I wrote and posted this assessment before speaking with David, and his independent assessment of my race was consistent with mine, especially in the faulting of my race strategy. In an email, he offered some additional insight:

I agree with most of your assessment. However, I honestly think a big part of it was poor advice from me that messed up the race early. The problem was that UTMB 2017 will go down in history as the first time a mountain 100 was a true race. And in true races, you can’t get disconnected from the field and have big goals at the same time. I am proud of you for how you fought, and 34th is still amazing there. But that ceiling was right, and I just treated this like the pre-UTMB 2017 world.

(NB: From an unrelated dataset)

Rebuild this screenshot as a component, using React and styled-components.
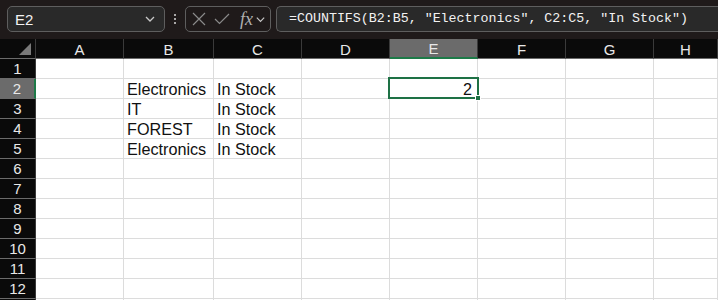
import React from "react";
import styled, { createGlobalStyle } from "styled-components";

const GlobalStyle = createGlobalStyle`
  html, body {
    margin: 0;
    padding: 0;
    background: #ffffff;
    overflow: hidden;
  }
  * {
    box-sizing: border-box;
  }
`;

const columns = ["A", "B", "C", "D", "E", "F", "G", "H"];
const rows = [1, 2, 3, 4, 5, 6, 7, 8, 9, 10, 11, 12, 13];

const data = {
  B2: "Electronics",
  C2: "In Stock",
  B3: "IT",
  C3: "In Stock",
  B4: "FOREST",
  C4: "In Stock",
  B5: "Electronics",
  C5: "In Stock",
  E2: 2,
};

const App = () => {
  return (
    <Page>
      <GlobalStyle />
      <FormulaBar>
        <NameBox>
          <NameText>E2</NameText>
          <Chevron size={12} />
        </NameBox>
        <Dots>
          <span />
          <span />
          <span />
        </Dots>
        <ActionBox>
          <svg width="14" height="14" viewBox="0 0 14 14">
            <path d="M1 1 L13 13 M13 1 L1 13" stroke="#8a8a8a" strokeWidth="1.2" fill="none" />
          </svg>
          <svg width="16" height="12" viewBox="0 0 16 12">
            <path d="M1 6 L5.5 10.5 L15 1" stroke="#8a8a8a" strokeWidth="1.2" fill="none" />
          </svg>
          <Fx>fx</Fx>
          <Chevron size={11} />
        </ActionBox>
        <FormulaBox>=COUNTIFS(B2:B5, "Electronics", C2:C5, "In Stock")</FormulaBox>
      </FormulaBar>

      <Sheet>
        <Corner>
          <CornerTriangle />
        </Corner>
        {columns.map((c) => (
          <ColHeader key={c} $active={c === "E"}>
            {c}
          </ColHeader>
        ))}
        {rows.map((r) => (
          <React.Fragment key={r}>
            {/* last row is only one pixel tall on screen, its number stays hidden */}
            <RowHeader $active={r === 2}>{r < 13 ? r : ""}</RowHeader>
            {columns.map((c) => {
              const ref = c + r;
              const value = data[ref];
              const isNumber = typeof value === "number";
              return (
                <Cell key={ref} $number={isNumber} $selected={ref === "E2"}>
                  {value}
                  {ref === "E2" && (
                    <Selection>
                      <FillHandle />
                    </Selection>
                  )}
                </Cell>
              );
            })}
          </React.Fragment>
        ))}
      </Sheet>
    </Page>
  );
};

const Chevron = ({ size }) => (
  <svg width={size} height={size} viewBox="0 0 12 12">
    <path d="M2 4 L6 8 L10 4" stroke="#c8c8c8" strokeWidth="1.3" fill="none" />
  </svg>
);

const Page = styled.div`
  width: 718px;
  height: 300px;
  overflow: hidden;
  font-family: "Liberation Sans", Arial, sans-serif;
`;

const FormulaBar = styled.div`
  height: 39px;
  background: #1f1a1a;
  display: flex;
  align-items: flex-start;
  padding: 6px 0 0 7px;
`;

const NameBox = styled.div`
  width: 158px;
  height: 26px;
  background: #292929;
  border: 1px solid #5e5e5e;
  border-radius: 5px;
  display: flex;
  align-items: center;
  justify-content: space-between;
  padding: 0 8px 0 7px;
`;

const NameText = styled.span`
  color: #f2f2f2;
  font-size: 15px;
`;

const Dots = styled.div`
  width: 20px;
  height: 26px;
  display: flex;
  flex-direction: column;
  align-items: center;
  justify-content: center;
  gap: 2px;

  span {
    width: 2px;
    height: 2px;
    background: #d8d8d8;
    border-radius: 1px;
  }
`;

const ActionBox = styled.div`
  width: 86px;
  height: 26px;
  border: 1px solid #5e5e5e;
  border-radius: 5px;
  display: flex;
  align-items: center;
  gap: 8px;
  padding: 0 2px 0 6px;
`;

const Fx = styled.span`
  font-family: "Liberation Serif", "Times New Roman", serif;
  font-style: italic;
  font-size: 18px;
  color: #b0b0b0;
  margin-left: 2px;
  margin-right: -6px;
`;

const FormulaBox = styled.div`
  flex: 1;
  height: 26px;
  margin-left: 5px;
  background: #292929;
  border: 1px solid #5e5e5e;
  border-right: none;
  border-radius: 5px 0 0 5px;
  color: #f2f2f2;
  font-family: "Liberation Mono", "Courier New", monospace;
  font-size: 13.3px;
  line-height: 24px;
  padding-left: 12px;
  white-space: nowrap;
`;

const Sheet = styled.div`
  display: grid;
  grid-template-columns: 36px 88px 90px 88px 88px 88px 88px 88px 1fr;
  grid-auto-rows: 20px;
`;

const Corner = styled.div`
  position: relative;
  background: #0a0a0a;
  border-right: 1px solid #3a3a3a;
  border-bottom: 1px solid #6b6b6b;
`;

const CornerTriangle = styled.div`
  position: absolute;
  right: 4px;
  bottom: 3px;
  width: 0;
  height: 0;
  border-left: 12px solid transparent;
  border-bottom: 12px solid #7a7a7a;
`;

const ColHeader = styled.div`
  background: ${(p) => (p.$active ? "#6b6b6b" : "#0a0a0a")};
  color: #e8e8e8;
  font-size: 15px;
  display: flex;
  align-items: center;
  justify-content: center;
  padding-top: 1px;
  border-right: 1px solid #3a3a3a;
  border-bottom: ${(p) => (p.$active ? "2px solid #1d7a48" : "1px solid #6b6b6b")};
`;

const RowHeader = styled.div`
  background: ${(p) => (p.$active ? "#6b6b6b" : "#0a0a0a")};
  color: #e8e8e8;
  font-size: 15px;
  display: flex;
  align-items: center;
  justify-content: center;
  border-bottom: 1px solid #6b6b6b;
  border-right: ${(p) => (p.$active ? "2px solid #1d7a48" : "1px solid #3a3a3a")};
`;

const Cell = styled.div`
  position: relative;
  z-index: ${(p) => (p.$selected ? 2 : "auto")};
  background: #ffffff;
  color: #111111;
  font-size: 16.2px;
  line-height: 20px;
  padding: 0 5px 0 3px;
  white-space: nowrap;
  text-align: ${(p) => (p.$number ? "right" : "left")};
  border-right: 1px solid #dcdcdc;
  border-bottom: 1px solid #dcdcdc;
`;

const Selection = styled.div`
  position: absolute;
  top: -2px;
  left: -2px;
  right: -2px;
  bottom: -1px;
  border: 2px solid #1e7145;
  pointer-events: none;
`;

const FillHandle = styled.div`
  position: absolute;
  right: -4px;
  bottom: -4px;
  width: 6px;
  height: 6px;
  background: #1e7145;
  border: 1px solid #ffffff;
`;

export default App;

You had a top-10 in you on the perfect day, but it would have required GOING FOR IT in a way that would mean a 50/50 shot of finishing. It’s like throwing a bunch of eggs at the wall — a few might not break. Those unbroken eggs survived at that top effort from gun to tape. The problem is that the gaps were big given the terrain. At Western States, which is a much faster 100-miler, a runner who falls back early can come back because the gap isn’t huge. At UTMB, that same conservative start resulted in you being hours back early in the race, which is almost impossible to make up. Jeff Browning had a similar experience to you, but about 2 hours faster. Normally he finishes very close to the leaders by closing hard, but that same race strategy didn’t yield the same result at UTMB.

UTMB 2018?

Do I have unfinished business at UTMB? Yes. But I need to ponder my broader one- and two-year goals before committing to that. About two years ago I decided to utilize the remaining years of my physical prime by investing myself fully in endurance running. I’ve done that, and now must decide whether I should double-down or whether I should find another place to play.